DATA ROWS:
- - -

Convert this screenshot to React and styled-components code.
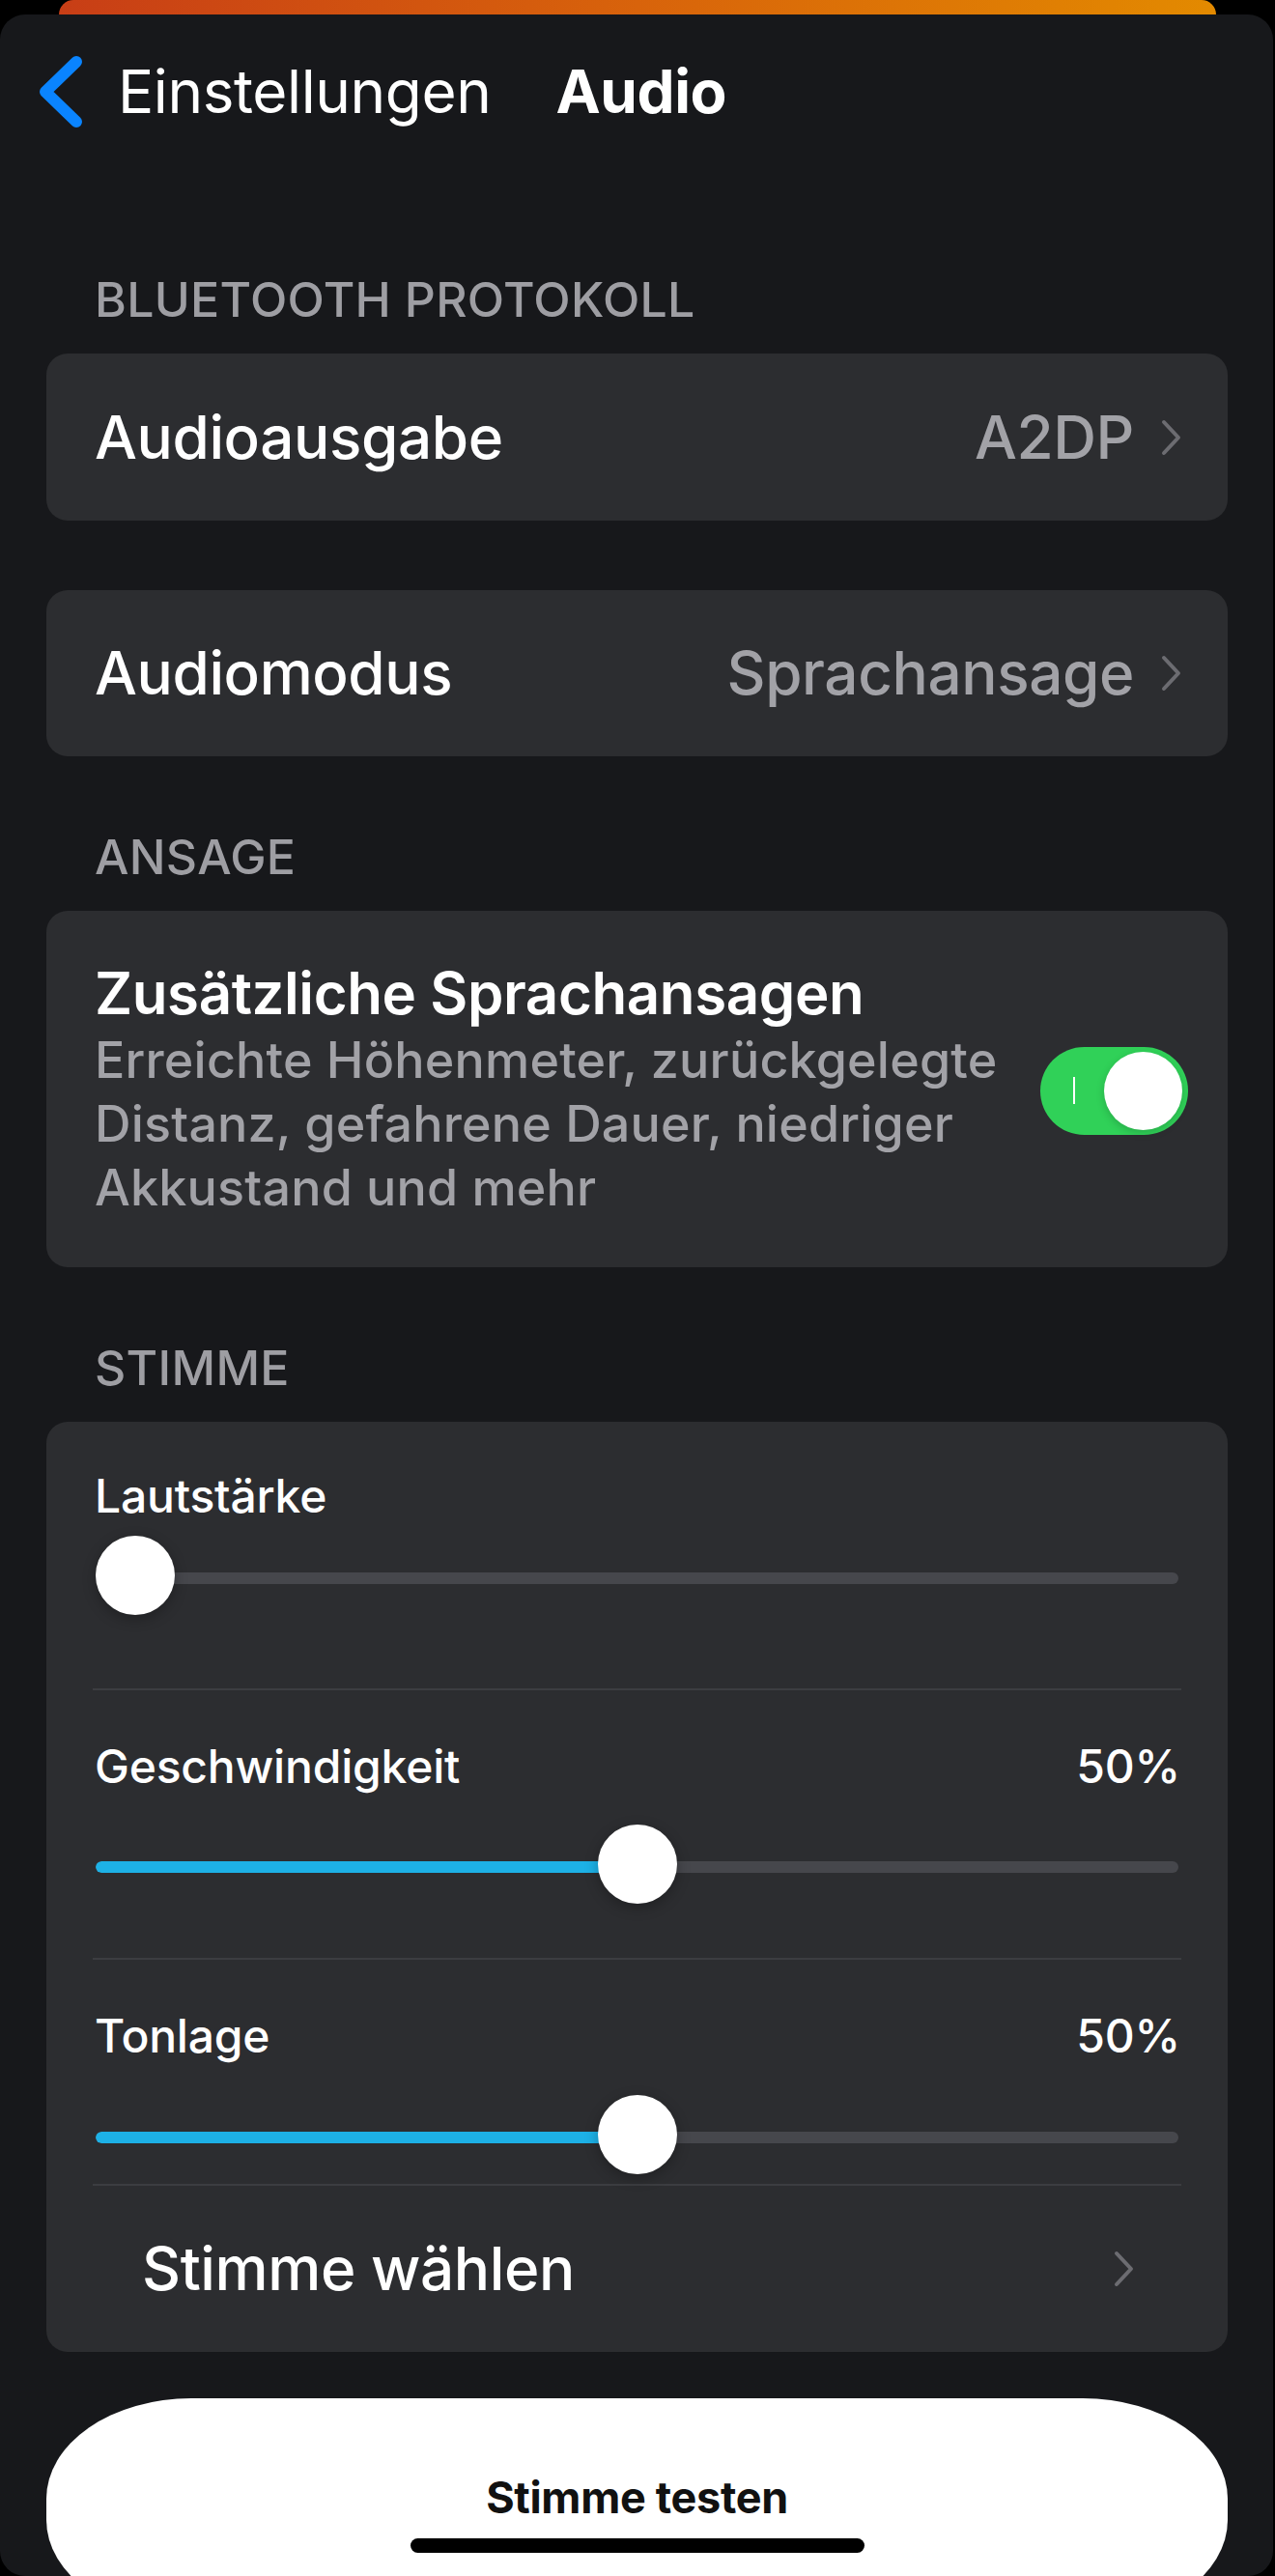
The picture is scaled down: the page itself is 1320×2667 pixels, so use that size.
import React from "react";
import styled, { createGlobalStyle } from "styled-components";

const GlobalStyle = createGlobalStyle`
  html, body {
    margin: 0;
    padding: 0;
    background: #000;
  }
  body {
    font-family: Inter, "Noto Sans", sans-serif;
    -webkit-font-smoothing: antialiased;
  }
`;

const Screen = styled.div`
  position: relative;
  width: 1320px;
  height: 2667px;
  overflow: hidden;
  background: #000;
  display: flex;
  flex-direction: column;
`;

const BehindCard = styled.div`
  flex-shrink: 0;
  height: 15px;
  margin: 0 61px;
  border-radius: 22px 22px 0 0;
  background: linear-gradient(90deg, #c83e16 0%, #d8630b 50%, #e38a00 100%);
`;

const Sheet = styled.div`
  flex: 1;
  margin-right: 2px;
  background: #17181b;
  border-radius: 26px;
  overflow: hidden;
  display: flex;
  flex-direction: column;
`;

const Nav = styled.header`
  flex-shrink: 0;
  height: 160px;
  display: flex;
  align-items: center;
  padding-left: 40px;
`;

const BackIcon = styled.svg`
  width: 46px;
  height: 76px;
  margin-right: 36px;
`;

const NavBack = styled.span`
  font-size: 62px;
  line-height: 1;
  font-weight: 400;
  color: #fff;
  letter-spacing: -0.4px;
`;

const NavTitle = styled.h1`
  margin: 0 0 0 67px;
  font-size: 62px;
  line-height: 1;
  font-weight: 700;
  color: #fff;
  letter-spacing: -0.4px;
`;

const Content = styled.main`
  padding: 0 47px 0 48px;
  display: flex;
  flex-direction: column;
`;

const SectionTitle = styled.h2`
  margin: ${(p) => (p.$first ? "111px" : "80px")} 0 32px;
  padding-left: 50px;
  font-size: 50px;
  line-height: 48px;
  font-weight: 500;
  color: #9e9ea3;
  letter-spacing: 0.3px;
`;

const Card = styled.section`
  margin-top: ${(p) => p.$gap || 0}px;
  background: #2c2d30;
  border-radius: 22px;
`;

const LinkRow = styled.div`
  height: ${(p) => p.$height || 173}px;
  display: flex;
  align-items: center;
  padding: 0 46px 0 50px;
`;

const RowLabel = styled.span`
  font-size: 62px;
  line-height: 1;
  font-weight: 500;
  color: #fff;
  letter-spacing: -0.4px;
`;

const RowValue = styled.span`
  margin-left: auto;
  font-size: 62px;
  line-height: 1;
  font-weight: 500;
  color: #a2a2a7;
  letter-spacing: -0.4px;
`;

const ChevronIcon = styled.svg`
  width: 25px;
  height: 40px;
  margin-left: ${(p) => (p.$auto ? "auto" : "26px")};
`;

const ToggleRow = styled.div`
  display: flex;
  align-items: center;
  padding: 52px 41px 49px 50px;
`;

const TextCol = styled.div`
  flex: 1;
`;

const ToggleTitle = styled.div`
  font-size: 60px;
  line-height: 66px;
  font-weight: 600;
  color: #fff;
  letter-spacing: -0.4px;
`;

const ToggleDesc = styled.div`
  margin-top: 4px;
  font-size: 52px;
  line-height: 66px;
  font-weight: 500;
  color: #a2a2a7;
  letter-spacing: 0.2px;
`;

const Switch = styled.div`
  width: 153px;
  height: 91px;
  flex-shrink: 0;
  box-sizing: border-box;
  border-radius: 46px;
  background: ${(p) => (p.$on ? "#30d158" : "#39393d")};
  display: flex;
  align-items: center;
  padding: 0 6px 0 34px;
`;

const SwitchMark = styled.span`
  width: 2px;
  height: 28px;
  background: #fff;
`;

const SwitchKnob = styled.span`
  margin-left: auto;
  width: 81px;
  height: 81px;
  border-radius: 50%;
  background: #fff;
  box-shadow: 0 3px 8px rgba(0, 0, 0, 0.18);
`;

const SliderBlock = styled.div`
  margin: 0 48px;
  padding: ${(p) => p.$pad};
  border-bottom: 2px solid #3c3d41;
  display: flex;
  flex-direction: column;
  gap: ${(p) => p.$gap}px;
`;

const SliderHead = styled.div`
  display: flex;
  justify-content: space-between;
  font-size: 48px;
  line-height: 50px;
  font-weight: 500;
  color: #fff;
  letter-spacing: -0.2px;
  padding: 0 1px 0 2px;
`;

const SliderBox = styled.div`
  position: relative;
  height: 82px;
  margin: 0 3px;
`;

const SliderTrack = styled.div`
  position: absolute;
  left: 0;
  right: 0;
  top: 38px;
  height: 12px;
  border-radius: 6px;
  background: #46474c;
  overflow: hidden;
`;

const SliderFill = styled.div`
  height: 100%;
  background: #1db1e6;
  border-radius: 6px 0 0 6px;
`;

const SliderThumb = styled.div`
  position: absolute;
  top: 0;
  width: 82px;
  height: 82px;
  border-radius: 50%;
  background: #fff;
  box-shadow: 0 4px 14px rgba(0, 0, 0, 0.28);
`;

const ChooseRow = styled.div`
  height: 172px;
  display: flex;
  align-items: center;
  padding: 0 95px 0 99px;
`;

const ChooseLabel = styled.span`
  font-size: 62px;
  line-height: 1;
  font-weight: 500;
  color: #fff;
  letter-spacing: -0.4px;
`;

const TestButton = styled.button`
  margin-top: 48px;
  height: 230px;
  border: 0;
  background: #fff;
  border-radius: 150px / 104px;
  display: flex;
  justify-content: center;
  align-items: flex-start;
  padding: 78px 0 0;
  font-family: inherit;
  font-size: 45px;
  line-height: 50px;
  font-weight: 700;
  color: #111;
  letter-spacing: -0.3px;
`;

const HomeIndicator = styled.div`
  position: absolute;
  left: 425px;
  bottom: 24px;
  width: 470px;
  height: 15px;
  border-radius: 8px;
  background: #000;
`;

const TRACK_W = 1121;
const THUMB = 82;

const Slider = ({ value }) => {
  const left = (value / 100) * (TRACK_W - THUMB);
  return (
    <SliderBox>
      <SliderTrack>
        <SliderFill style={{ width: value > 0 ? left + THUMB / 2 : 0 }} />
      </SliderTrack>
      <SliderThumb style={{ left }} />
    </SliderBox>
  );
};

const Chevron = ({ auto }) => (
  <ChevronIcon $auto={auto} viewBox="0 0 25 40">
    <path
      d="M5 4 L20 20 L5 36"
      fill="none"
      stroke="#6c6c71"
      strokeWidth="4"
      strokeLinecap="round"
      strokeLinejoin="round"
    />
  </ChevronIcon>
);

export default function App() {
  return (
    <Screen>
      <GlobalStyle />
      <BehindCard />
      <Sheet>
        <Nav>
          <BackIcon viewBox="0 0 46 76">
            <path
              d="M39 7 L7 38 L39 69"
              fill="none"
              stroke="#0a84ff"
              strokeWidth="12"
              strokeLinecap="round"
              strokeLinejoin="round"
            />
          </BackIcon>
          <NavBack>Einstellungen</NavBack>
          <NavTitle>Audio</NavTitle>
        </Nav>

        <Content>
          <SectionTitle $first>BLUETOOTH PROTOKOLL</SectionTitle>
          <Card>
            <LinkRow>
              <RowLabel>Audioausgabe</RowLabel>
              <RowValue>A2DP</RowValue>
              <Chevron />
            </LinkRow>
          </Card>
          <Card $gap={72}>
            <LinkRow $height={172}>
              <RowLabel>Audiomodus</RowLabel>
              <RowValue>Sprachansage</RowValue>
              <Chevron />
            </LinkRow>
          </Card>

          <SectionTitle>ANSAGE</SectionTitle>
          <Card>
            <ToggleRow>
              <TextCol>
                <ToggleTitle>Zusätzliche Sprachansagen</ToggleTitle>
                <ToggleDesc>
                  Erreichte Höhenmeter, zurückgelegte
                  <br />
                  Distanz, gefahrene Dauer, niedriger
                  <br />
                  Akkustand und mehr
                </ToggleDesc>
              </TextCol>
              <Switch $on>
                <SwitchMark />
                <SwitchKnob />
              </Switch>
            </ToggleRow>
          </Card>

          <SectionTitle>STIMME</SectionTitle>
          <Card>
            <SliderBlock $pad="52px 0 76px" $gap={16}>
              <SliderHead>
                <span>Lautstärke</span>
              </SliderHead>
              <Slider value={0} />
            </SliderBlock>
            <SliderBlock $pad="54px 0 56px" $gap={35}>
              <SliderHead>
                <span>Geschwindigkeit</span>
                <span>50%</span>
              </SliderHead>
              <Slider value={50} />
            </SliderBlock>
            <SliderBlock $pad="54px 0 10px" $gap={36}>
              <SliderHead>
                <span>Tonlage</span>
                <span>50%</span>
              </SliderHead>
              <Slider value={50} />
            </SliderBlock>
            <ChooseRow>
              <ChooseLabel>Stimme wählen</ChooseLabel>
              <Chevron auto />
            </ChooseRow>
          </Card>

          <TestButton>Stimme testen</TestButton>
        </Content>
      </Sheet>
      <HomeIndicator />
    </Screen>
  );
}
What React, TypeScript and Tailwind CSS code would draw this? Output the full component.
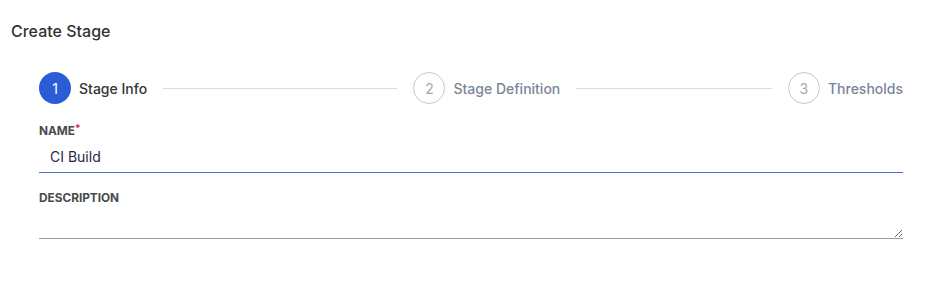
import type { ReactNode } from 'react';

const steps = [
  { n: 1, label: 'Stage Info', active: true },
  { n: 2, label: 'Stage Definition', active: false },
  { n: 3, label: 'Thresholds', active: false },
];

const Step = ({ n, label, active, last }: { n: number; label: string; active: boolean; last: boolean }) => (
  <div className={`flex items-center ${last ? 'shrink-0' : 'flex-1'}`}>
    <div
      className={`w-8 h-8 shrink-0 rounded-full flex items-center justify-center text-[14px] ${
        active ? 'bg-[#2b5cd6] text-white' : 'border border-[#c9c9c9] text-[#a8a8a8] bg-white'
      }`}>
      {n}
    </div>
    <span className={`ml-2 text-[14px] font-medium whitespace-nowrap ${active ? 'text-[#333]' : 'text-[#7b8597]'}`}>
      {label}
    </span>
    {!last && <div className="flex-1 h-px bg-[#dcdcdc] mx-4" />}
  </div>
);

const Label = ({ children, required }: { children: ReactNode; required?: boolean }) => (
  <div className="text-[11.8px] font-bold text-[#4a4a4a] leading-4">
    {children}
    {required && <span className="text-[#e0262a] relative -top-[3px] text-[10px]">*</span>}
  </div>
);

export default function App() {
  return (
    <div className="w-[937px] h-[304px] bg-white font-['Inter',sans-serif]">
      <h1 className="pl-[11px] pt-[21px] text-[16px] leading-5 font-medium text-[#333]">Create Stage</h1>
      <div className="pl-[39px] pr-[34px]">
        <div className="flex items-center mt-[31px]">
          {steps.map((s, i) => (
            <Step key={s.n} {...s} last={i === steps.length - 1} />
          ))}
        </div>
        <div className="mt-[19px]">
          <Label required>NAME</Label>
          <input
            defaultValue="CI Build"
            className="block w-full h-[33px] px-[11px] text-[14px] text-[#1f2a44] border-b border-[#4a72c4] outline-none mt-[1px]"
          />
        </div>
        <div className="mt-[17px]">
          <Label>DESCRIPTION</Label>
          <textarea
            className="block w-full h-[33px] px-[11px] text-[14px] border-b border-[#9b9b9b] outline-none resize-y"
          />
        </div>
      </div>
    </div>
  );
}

- - -

WHAT IS NEEDED: Copy out each line of the data containing the string "this".

ANSWER BELOW:
Convert this screenshot to React and styled-components code.
What React, TypeScript and Tailwind CSS code would draw this? Output the full component.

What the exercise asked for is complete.